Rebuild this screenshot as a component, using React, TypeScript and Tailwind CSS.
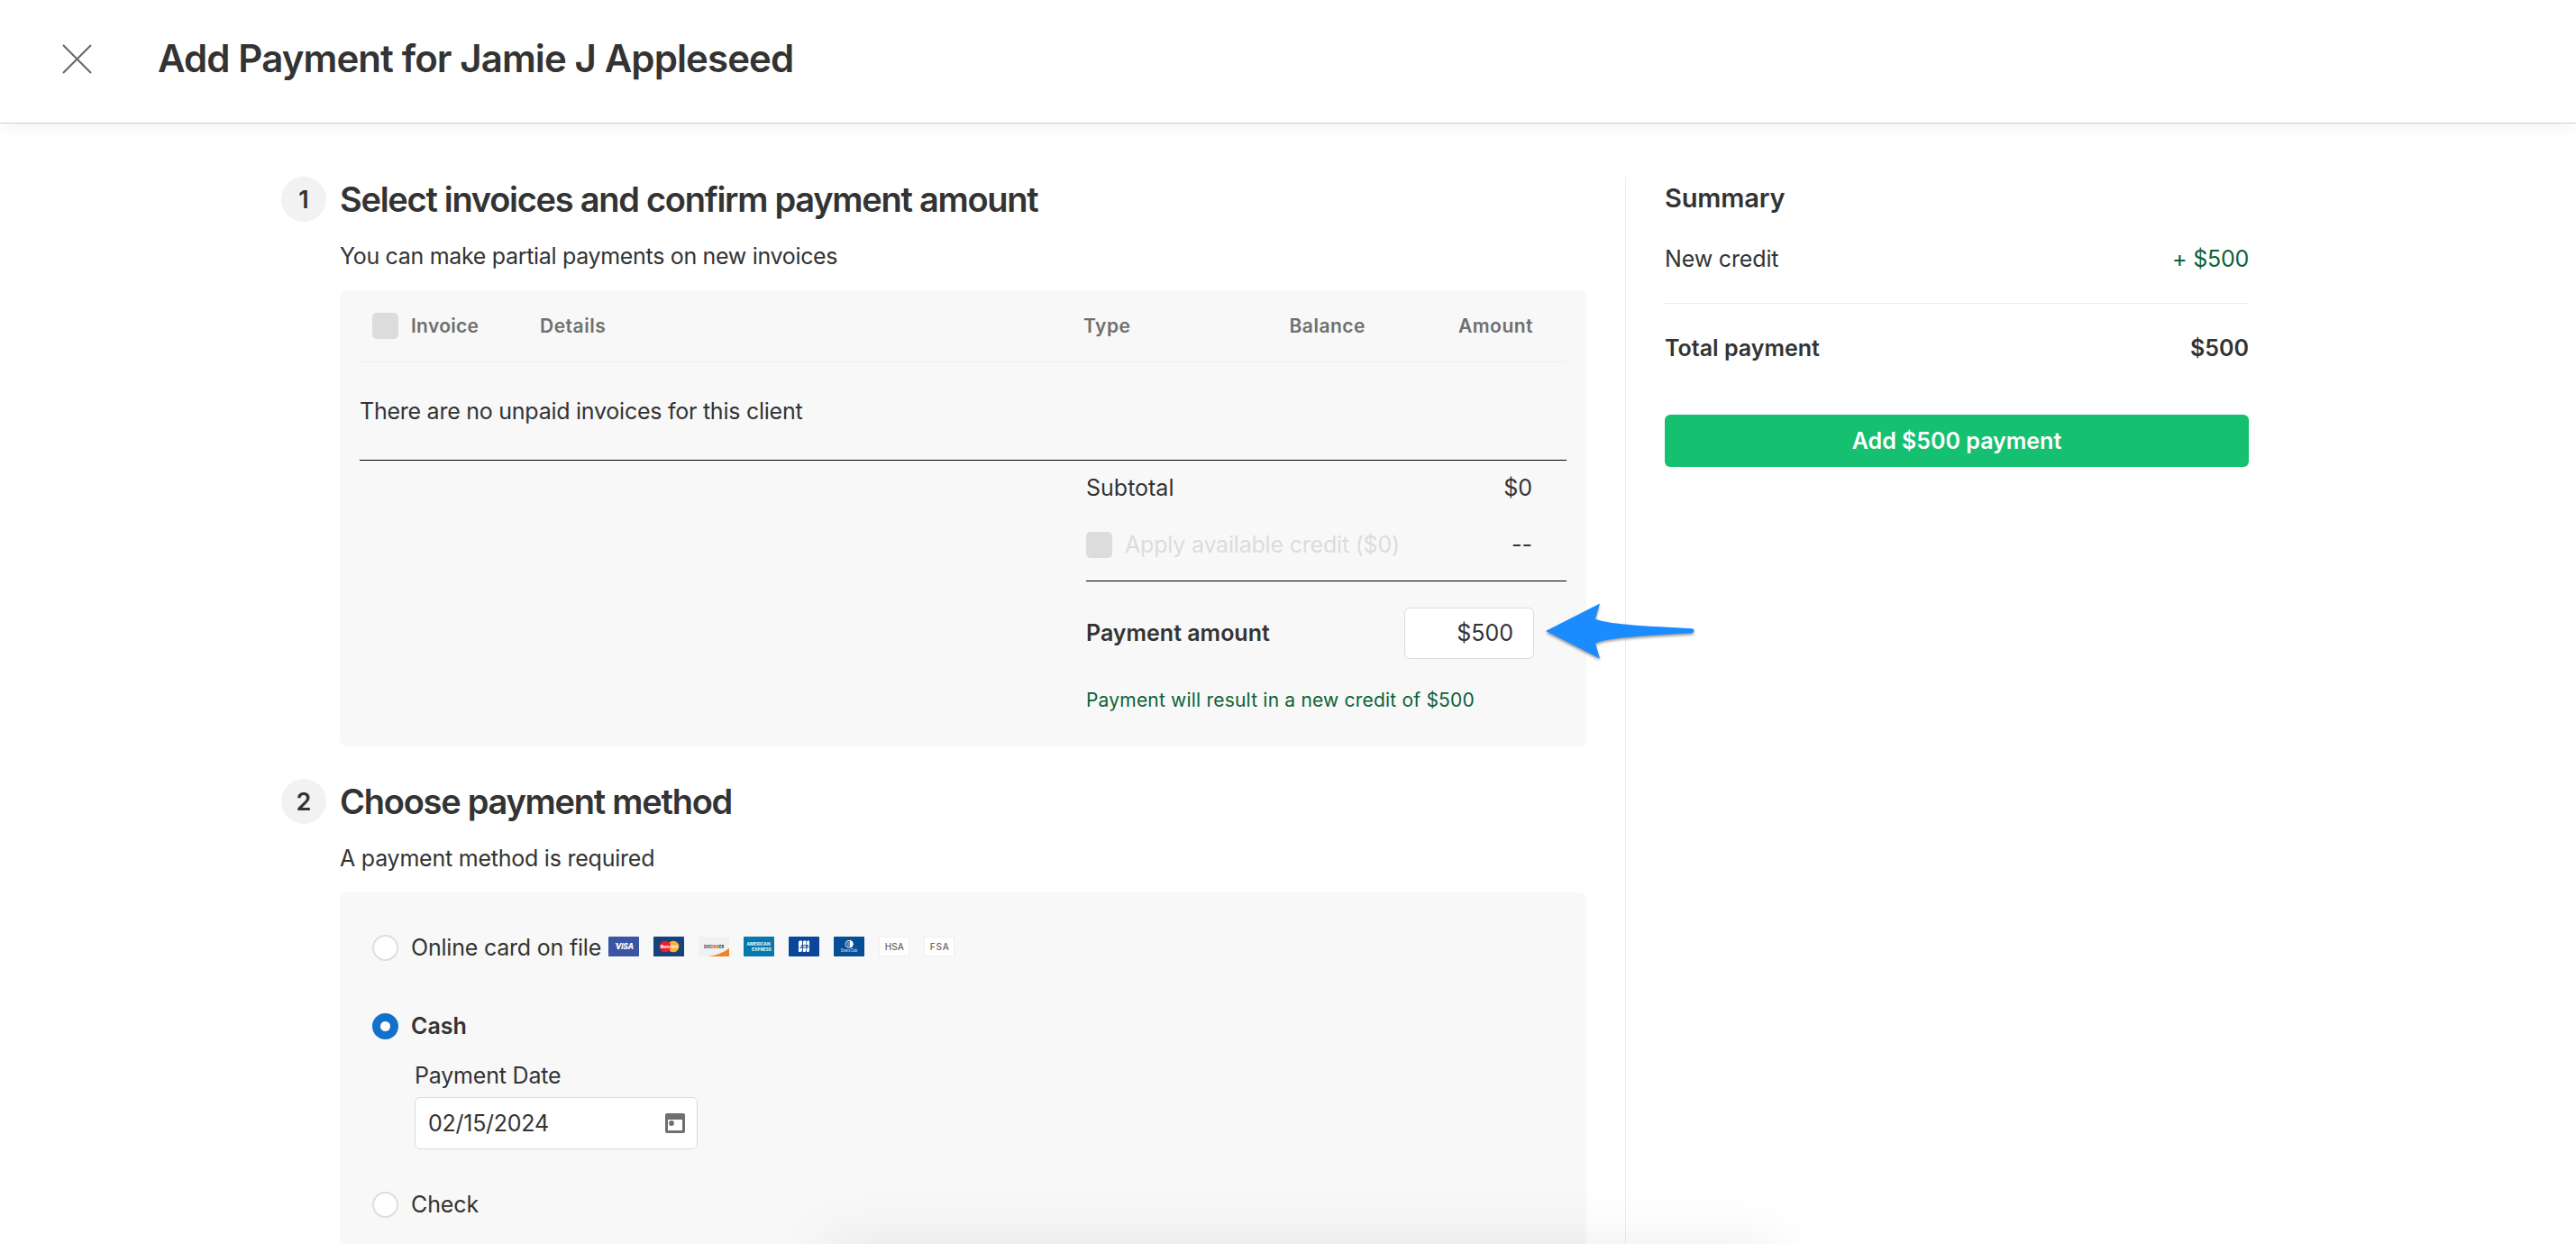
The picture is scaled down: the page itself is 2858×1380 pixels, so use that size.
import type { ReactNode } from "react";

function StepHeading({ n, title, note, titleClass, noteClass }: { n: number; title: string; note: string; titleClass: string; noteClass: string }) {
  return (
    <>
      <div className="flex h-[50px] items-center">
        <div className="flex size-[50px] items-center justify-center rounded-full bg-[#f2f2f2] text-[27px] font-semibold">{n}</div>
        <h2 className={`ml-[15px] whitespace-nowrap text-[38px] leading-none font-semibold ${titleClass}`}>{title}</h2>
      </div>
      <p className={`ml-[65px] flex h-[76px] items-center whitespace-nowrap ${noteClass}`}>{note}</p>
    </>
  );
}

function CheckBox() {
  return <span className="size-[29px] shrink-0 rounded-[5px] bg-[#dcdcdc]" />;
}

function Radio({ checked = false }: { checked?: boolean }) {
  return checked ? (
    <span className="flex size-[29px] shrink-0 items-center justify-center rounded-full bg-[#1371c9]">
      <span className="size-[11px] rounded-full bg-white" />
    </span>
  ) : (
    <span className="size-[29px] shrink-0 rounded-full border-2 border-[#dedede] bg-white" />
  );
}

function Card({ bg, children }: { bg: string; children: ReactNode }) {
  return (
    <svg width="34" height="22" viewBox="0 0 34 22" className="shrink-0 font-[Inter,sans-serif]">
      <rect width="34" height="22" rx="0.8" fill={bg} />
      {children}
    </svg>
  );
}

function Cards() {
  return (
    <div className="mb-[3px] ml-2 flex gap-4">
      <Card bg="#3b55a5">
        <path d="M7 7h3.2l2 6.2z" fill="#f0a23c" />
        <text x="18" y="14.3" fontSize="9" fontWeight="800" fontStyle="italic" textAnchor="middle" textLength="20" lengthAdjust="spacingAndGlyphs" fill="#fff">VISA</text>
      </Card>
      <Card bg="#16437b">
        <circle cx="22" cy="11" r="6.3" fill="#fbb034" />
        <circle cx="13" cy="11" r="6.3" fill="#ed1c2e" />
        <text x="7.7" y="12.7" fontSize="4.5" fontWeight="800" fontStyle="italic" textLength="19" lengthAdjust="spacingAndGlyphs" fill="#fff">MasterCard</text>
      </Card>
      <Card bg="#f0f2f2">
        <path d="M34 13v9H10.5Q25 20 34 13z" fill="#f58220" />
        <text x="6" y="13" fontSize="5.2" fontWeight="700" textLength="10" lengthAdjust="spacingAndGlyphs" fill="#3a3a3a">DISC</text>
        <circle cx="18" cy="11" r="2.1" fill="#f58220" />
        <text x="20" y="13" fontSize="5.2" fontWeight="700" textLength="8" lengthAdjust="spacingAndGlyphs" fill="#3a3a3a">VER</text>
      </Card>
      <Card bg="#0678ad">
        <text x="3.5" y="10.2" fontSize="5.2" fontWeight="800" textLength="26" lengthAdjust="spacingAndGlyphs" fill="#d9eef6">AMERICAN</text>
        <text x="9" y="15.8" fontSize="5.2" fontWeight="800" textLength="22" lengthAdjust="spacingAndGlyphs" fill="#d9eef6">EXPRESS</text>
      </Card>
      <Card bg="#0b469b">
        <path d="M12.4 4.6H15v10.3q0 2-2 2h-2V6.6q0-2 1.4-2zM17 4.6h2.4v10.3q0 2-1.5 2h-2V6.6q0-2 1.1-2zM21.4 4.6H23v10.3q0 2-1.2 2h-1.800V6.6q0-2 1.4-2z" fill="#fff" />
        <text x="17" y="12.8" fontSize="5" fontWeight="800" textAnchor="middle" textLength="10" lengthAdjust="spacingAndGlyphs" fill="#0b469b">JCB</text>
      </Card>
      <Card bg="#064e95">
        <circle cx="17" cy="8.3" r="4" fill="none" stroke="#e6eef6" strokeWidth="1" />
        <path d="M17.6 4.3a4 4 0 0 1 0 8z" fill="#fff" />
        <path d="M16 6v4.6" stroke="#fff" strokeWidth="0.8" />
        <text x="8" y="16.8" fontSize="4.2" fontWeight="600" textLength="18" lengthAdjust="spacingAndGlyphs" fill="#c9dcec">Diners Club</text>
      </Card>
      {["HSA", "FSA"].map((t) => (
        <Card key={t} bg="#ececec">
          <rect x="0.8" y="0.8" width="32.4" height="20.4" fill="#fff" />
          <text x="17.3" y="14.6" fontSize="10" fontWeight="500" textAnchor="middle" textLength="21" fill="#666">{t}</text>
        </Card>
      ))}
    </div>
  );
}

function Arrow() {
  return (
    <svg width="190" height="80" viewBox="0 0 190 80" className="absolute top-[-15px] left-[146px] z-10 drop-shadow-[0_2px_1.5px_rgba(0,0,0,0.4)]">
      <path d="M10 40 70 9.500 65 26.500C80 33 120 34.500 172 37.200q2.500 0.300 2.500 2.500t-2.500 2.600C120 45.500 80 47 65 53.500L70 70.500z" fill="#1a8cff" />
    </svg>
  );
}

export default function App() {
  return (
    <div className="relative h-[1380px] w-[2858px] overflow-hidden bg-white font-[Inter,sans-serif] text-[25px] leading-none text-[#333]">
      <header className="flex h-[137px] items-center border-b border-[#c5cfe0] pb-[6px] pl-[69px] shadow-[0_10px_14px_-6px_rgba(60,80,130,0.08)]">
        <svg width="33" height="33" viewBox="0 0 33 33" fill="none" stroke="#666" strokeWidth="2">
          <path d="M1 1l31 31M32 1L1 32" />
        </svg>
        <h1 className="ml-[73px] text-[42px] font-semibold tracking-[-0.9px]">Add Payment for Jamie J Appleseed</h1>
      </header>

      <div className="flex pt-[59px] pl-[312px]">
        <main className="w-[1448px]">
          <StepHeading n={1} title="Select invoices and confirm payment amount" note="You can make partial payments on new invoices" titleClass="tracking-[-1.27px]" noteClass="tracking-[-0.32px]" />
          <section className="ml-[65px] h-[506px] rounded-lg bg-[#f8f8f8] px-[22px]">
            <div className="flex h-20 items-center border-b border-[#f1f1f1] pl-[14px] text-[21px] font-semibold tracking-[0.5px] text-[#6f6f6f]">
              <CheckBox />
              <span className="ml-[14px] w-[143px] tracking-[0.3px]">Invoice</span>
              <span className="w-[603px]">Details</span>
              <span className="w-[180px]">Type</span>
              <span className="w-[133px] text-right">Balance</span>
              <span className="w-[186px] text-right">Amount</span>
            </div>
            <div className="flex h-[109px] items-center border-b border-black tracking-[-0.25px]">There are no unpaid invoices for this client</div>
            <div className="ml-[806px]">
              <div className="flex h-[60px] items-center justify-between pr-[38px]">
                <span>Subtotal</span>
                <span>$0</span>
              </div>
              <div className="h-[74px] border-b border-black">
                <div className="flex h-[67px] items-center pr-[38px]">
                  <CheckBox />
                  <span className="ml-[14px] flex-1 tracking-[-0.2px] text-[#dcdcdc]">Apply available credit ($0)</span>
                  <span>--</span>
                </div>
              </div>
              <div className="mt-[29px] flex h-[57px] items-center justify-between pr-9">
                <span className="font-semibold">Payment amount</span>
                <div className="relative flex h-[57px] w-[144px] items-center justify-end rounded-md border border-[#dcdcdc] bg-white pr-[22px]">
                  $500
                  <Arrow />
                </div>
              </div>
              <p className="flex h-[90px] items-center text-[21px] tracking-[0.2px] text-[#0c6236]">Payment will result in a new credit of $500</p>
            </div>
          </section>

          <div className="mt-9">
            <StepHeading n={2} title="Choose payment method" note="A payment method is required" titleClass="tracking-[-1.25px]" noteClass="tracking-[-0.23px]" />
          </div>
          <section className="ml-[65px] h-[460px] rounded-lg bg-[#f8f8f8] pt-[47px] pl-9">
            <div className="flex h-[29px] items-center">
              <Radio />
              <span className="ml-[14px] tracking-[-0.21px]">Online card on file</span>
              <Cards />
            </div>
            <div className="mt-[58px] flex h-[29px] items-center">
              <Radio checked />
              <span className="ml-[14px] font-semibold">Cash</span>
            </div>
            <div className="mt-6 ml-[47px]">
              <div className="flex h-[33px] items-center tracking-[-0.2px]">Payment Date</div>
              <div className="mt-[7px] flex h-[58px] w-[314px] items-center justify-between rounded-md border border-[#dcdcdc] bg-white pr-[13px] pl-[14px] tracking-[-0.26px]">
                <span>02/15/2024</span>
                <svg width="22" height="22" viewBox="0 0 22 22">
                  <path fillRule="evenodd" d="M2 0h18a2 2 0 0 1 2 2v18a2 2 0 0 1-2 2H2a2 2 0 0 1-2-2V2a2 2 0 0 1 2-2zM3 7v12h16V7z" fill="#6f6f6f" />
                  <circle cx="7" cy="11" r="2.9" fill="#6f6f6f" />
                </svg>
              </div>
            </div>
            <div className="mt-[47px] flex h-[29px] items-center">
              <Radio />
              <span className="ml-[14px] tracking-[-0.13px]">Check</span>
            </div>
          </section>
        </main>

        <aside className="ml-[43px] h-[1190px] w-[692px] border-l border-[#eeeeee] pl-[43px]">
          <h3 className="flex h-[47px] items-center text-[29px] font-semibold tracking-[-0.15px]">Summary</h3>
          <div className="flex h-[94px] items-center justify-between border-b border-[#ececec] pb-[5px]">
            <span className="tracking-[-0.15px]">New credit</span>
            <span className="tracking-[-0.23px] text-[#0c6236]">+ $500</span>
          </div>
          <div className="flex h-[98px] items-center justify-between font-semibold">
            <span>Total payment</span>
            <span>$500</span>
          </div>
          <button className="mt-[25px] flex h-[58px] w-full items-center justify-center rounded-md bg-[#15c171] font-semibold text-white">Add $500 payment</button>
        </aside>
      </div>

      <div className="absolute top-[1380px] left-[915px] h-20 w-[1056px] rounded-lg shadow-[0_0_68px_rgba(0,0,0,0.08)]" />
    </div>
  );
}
● ● ● ● ● ● ●
* Required task *
Search the listing for the word "this" and return each line that holds it.

* Right answer *
Rebuild this screenshot as a component, using React, TypeScript and Tailwind CSS.
            <div className="flex h-[109px] items-center border-b border-black tracking-[-0.25px]">There are no unpaid invoices for this client</div>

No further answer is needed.